On the 11th of March 2013, Kim Kardashian published a selfie post-vampire facial treatment. This was also the day before my 13th birthday. As I look at this image 9 years later, I think how much it has aged well in the aesthetic sense of beauty and art’s ‘grotesque’ entering the mainstream, over the past few years. This image was on my mind due to its presence on a Pinterest board I recently witnessed. A seemingly raw selfie by Kardashian standards, the image itself is confrontational. Kim gives her audience direct eye contact, which may be nothing out of the ordinary, yet her frozen hand gently keeping her hair in place by the nape of her neck demands a deeper discomfort. The dark circles around her gaze lock her audience in, an ability of many of her images, like a ring-leader at a circus she commands us to take our seats with an acknowledgement that the performance is about to begin. Her bloodied towel in the foreground, just to make clear (if it wasn’t already) the fresh transaction of the procedure. Kim is giving intentional endurance for the experience, and no doubt content, as she takes the pain. 

My visceral reaction, and reignition of my memory of this moment, seemed to tell me more about my relationship to the image than perhaps the image itself. Without context, it is simply an image of Kim Kardashian with a bloody face. Looking at this image, I felt sad. Simultaneously, I was thinking about how beautiful she looks, and knowing many misogynists and fascists would think the same for different reasons (see: Male Fantasies by Klaus Theweleit).

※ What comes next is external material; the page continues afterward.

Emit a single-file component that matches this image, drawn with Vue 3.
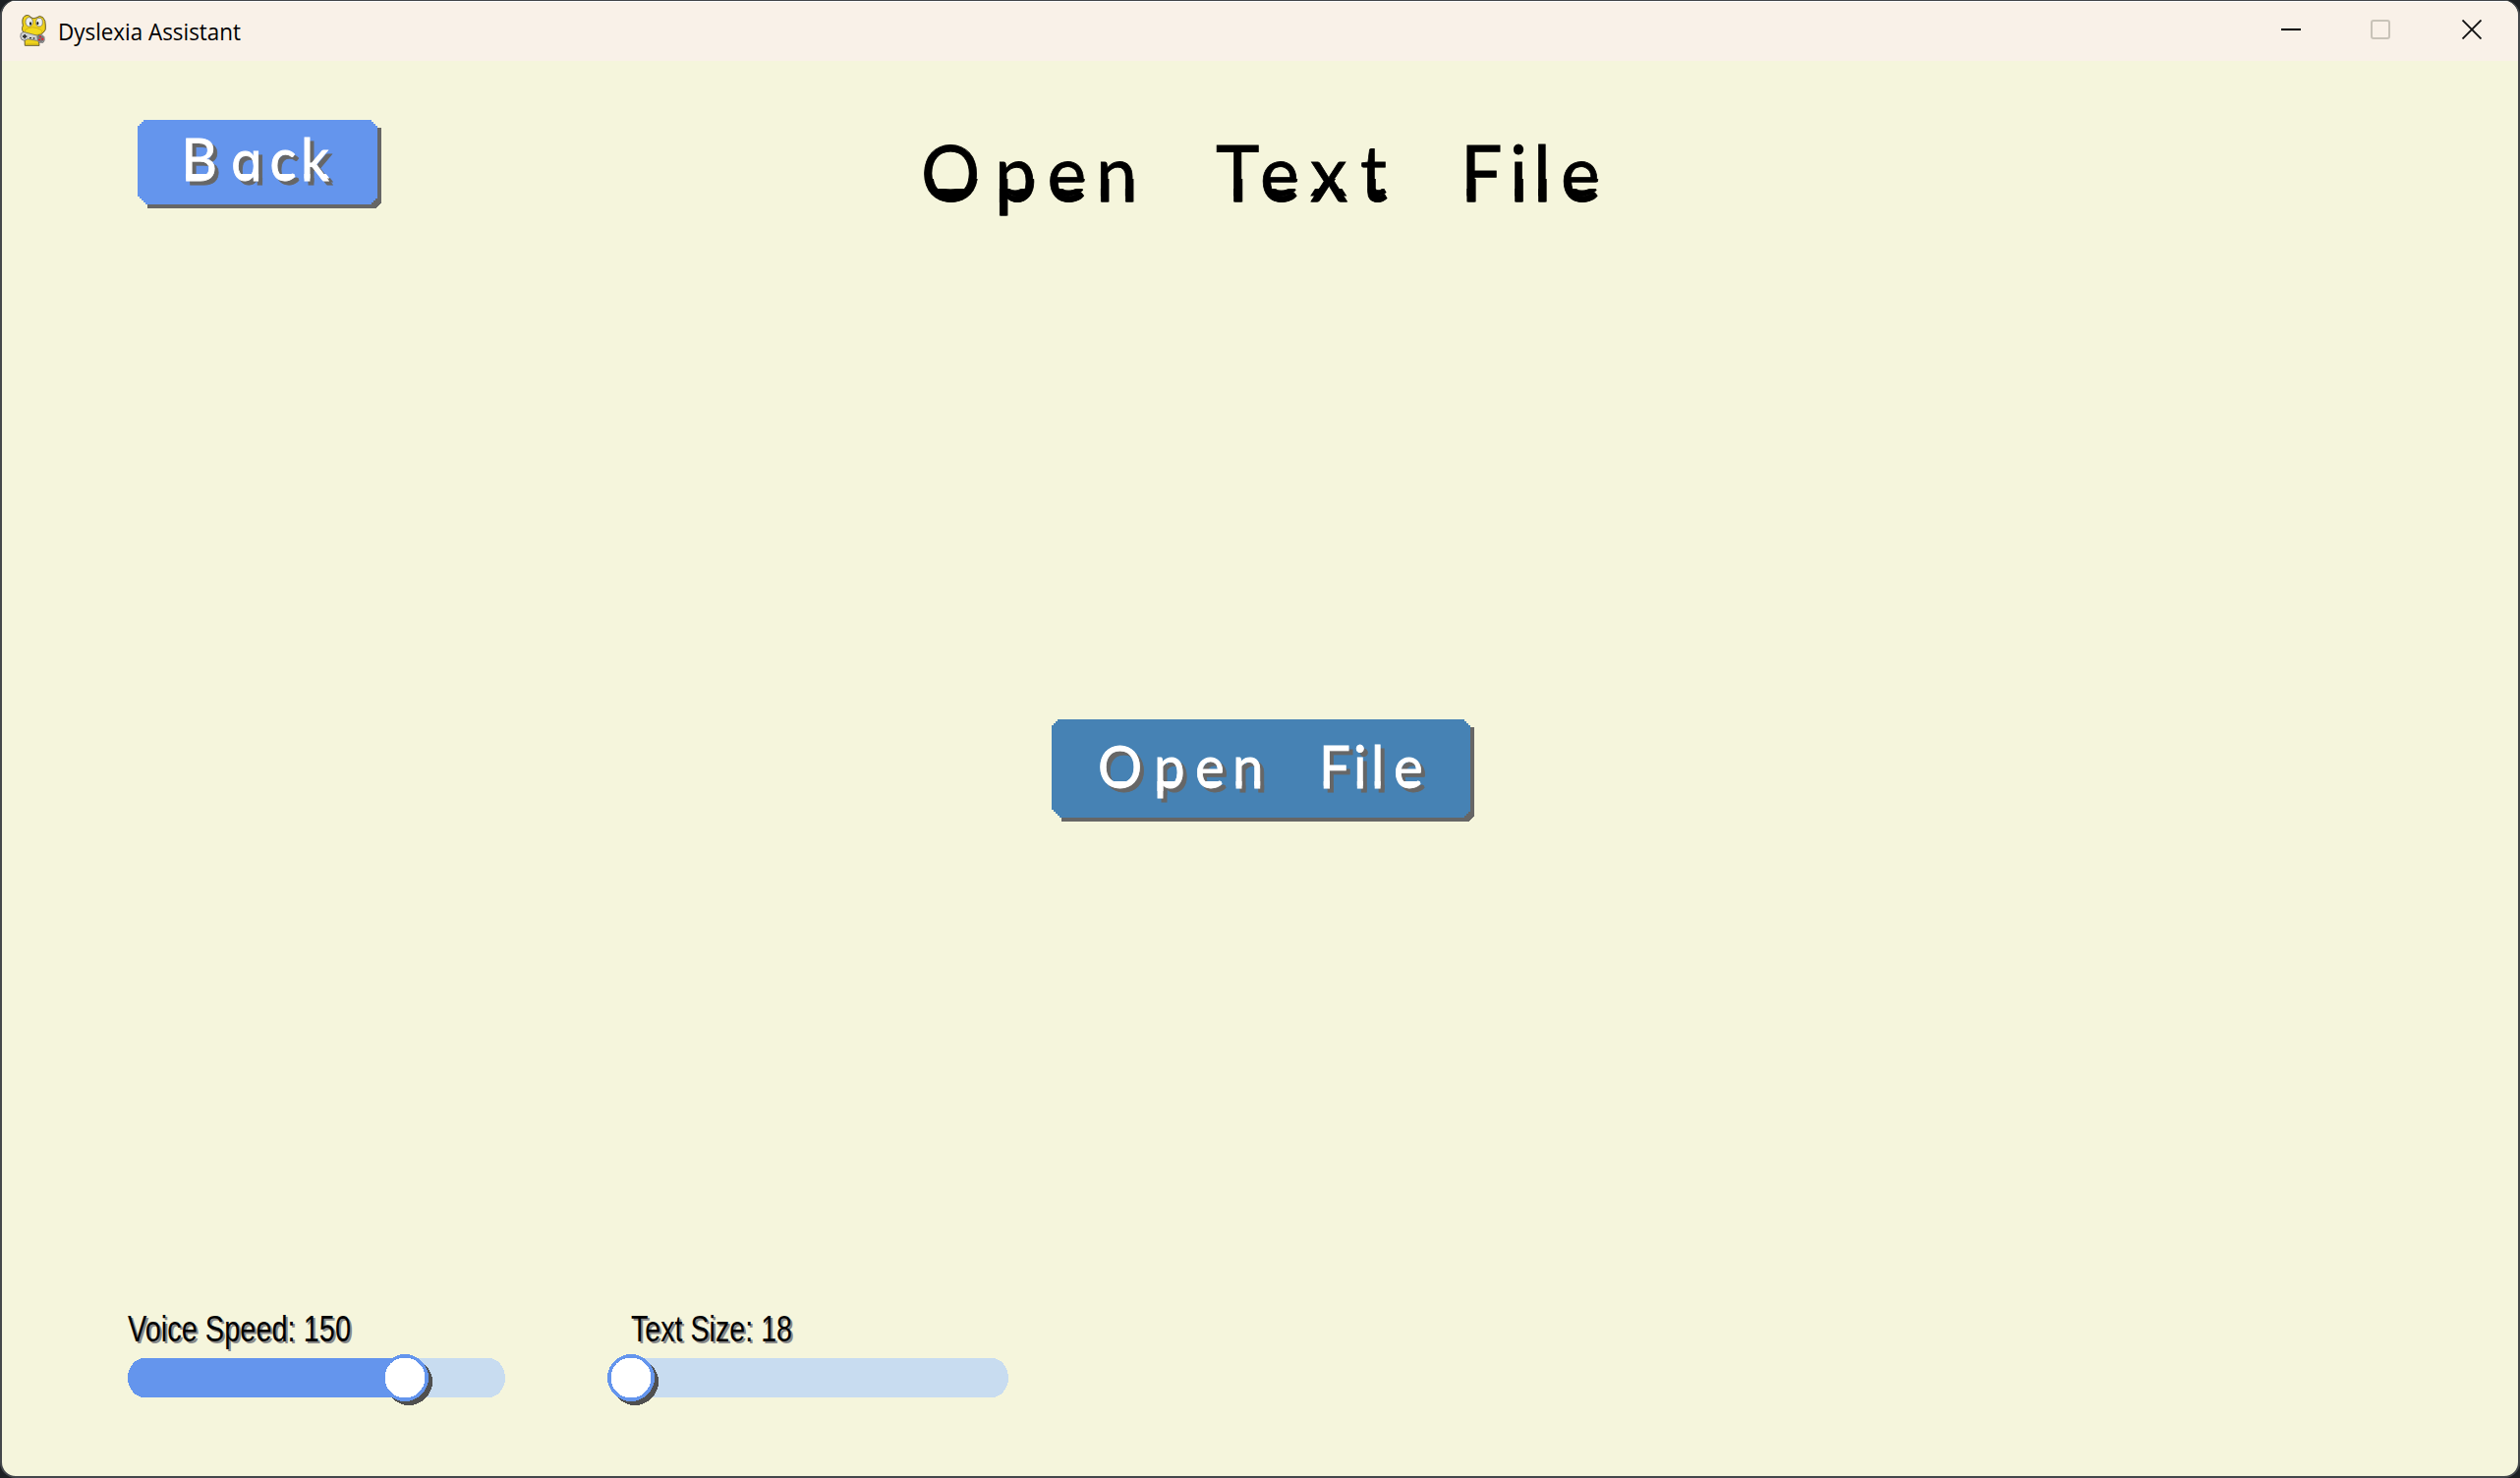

In an article by allure in 2018, subtitled “No more bloody selfies” like a protest or quote taken from a song by The Cranberries, she confesses her regret, and I believe her. In this selfie, I can feel her awkwardness as she poses for the documentation of her facilitated pain. At the time of having the treatment she was pregnant with North West, and as a result, no numbing cream or pain killer was prescribed. At the time of the article, Kim had given birth to three of her four children, and still decided to declare vampire facials as “the most painful thing ever!”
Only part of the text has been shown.